# WORK REQUIRED:
Calculate how many lines in the following records hold the word "this", and report that number without comment.

— START OF SOURCE DATA —

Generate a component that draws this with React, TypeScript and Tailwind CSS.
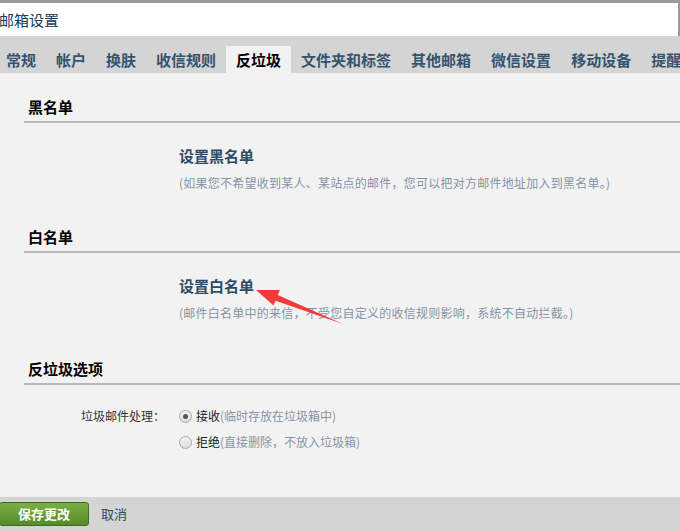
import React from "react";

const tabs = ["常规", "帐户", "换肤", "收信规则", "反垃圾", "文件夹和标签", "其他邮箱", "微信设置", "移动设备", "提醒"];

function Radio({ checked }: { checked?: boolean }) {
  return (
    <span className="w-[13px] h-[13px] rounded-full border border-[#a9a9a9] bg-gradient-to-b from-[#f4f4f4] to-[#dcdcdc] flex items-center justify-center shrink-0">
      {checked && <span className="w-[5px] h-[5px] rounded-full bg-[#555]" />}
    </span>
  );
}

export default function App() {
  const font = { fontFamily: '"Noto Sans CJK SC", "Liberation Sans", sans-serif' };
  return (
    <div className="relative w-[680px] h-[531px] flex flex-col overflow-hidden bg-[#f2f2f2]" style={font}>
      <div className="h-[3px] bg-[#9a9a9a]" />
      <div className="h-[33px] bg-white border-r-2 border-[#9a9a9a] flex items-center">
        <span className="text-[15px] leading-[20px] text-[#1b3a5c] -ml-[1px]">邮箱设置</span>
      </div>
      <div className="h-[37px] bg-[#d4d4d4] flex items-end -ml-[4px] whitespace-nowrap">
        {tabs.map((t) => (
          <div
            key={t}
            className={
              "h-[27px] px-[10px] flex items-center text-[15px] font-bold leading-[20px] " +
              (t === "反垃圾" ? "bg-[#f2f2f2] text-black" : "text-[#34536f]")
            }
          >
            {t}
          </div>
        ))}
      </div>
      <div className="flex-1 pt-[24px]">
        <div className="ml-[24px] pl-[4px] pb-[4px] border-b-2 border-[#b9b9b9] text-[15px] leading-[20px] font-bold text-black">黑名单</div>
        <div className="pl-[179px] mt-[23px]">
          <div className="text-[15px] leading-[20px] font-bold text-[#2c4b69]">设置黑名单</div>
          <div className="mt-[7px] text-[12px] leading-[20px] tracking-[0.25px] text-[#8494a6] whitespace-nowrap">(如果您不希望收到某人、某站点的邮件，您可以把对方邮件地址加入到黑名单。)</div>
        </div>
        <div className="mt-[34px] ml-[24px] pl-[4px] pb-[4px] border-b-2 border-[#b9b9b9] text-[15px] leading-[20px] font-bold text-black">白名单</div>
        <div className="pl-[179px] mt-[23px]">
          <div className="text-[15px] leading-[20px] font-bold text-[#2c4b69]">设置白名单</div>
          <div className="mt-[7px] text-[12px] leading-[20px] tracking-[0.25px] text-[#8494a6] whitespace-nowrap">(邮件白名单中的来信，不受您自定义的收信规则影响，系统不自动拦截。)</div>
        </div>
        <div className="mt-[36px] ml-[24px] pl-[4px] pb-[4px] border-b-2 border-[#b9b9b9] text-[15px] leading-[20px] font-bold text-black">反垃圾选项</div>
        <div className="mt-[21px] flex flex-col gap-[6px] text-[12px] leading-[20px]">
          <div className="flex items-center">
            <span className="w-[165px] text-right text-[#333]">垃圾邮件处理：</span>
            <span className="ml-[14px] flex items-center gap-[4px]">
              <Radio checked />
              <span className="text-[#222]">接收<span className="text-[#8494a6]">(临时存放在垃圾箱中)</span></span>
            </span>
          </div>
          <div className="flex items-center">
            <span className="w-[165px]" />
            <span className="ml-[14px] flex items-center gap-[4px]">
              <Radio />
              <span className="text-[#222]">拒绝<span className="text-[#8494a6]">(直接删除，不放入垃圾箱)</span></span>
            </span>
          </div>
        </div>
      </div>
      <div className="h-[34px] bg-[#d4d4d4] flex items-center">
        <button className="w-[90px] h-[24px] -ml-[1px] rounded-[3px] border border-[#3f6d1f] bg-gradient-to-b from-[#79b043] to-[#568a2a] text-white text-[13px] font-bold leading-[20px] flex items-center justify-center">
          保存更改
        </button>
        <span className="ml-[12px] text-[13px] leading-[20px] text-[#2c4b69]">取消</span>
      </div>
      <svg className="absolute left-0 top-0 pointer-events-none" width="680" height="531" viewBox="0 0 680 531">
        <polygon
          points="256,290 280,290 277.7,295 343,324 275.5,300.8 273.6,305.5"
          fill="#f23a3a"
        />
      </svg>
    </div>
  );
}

— END OF SOURCE DATA —
— START OF SOURCE DATA —

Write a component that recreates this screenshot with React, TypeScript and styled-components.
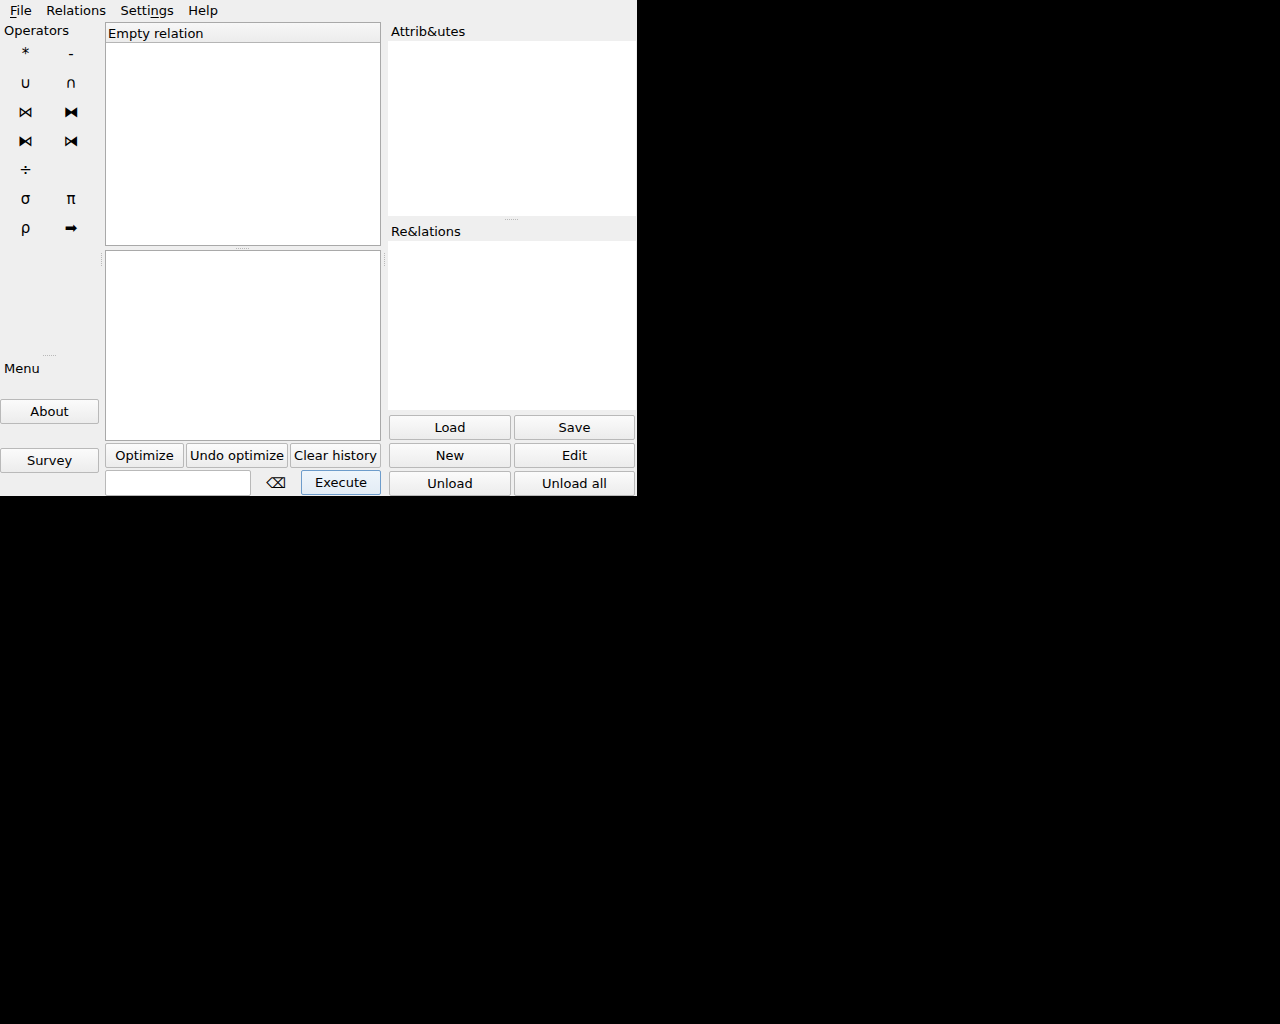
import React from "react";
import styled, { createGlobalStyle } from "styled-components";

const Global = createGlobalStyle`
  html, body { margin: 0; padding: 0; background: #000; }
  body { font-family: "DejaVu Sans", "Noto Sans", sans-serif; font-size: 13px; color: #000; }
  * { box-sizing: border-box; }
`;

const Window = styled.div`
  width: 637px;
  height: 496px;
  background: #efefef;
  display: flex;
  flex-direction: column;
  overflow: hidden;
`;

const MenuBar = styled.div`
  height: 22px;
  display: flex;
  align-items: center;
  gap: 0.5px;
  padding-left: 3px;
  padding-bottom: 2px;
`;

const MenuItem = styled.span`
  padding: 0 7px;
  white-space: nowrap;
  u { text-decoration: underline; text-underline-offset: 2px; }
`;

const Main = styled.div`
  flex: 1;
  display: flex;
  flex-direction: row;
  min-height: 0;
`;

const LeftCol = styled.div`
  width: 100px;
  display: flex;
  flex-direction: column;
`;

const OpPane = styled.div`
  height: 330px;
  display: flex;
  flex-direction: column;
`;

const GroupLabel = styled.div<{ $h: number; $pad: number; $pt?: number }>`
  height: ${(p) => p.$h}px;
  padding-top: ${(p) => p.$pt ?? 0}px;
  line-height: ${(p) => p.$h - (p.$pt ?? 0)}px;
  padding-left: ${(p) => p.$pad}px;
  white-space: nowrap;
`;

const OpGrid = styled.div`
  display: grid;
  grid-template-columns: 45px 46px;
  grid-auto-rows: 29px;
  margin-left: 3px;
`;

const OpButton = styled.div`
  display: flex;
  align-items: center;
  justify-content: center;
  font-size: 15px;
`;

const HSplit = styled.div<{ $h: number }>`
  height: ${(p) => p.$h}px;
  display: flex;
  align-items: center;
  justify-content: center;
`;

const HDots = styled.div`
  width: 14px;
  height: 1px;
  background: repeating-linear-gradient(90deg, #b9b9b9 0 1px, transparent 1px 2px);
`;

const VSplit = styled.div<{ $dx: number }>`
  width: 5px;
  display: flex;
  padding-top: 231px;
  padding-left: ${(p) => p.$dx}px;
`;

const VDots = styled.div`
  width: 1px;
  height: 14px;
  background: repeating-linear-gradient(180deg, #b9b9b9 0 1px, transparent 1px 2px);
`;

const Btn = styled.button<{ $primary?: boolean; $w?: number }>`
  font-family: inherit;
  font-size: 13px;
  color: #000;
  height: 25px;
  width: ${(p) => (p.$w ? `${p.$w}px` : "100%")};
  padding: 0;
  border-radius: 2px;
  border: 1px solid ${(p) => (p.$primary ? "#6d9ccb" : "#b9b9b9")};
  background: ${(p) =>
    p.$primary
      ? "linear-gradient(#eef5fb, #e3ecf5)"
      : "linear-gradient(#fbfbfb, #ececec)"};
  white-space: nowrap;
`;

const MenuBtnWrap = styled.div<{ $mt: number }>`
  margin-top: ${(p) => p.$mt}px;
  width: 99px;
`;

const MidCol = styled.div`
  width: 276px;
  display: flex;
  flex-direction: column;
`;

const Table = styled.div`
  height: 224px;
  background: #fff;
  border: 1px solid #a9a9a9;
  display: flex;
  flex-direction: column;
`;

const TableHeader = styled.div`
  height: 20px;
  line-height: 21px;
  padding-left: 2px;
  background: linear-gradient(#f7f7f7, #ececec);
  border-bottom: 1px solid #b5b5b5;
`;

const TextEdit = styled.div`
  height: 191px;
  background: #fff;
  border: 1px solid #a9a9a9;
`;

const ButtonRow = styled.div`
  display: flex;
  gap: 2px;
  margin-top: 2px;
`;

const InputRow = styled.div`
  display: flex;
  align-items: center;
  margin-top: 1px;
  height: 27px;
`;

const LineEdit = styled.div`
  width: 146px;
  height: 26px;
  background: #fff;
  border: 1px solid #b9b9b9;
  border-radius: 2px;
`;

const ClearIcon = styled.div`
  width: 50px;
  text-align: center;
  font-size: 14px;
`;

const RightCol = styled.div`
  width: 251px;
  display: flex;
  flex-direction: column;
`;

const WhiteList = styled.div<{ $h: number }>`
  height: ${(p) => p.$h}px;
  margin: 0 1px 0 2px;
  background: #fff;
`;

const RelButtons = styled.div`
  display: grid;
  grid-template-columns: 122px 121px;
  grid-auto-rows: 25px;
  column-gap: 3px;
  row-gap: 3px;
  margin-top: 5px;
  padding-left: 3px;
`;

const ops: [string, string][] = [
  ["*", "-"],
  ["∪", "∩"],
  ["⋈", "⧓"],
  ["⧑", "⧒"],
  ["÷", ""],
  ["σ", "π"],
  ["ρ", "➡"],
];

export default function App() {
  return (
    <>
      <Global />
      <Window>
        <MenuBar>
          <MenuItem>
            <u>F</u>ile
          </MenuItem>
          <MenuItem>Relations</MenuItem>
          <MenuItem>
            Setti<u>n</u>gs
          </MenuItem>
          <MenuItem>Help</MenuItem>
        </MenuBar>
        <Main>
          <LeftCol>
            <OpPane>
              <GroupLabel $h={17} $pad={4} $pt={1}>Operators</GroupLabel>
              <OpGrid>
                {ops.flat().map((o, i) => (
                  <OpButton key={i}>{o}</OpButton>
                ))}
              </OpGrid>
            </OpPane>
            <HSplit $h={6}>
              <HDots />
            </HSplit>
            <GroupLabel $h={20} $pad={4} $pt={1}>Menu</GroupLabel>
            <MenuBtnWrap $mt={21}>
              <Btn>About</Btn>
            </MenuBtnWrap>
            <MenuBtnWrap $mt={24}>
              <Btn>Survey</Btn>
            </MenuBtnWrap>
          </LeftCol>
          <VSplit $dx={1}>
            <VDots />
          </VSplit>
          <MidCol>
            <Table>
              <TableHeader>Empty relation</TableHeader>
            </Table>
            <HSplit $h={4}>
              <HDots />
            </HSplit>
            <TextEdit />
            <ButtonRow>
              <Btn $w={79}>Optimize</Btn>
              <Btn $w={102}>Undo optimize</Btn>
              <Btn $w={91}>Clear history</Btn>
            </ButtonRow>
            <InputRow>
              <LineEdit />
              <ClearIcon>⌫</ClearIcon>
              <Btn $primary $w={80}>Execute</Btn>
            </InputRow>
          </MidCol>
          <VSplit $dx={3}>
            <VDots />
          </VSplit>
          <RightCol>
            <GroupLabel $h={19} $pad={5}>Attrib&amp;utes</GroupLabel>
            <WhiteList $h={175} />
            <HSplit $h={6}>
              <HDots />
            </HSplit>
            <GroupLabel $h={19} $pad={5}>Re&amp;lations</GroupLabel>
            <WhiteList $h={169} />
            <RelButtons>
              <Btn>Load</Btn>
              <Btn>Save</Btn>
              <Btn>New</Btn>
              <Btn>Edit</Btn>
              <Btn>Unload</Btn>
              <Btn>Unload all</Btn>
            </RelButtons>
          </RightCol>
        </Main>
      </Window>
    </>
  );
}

— END OF SOURCE DATA —

# THE RESULT:
2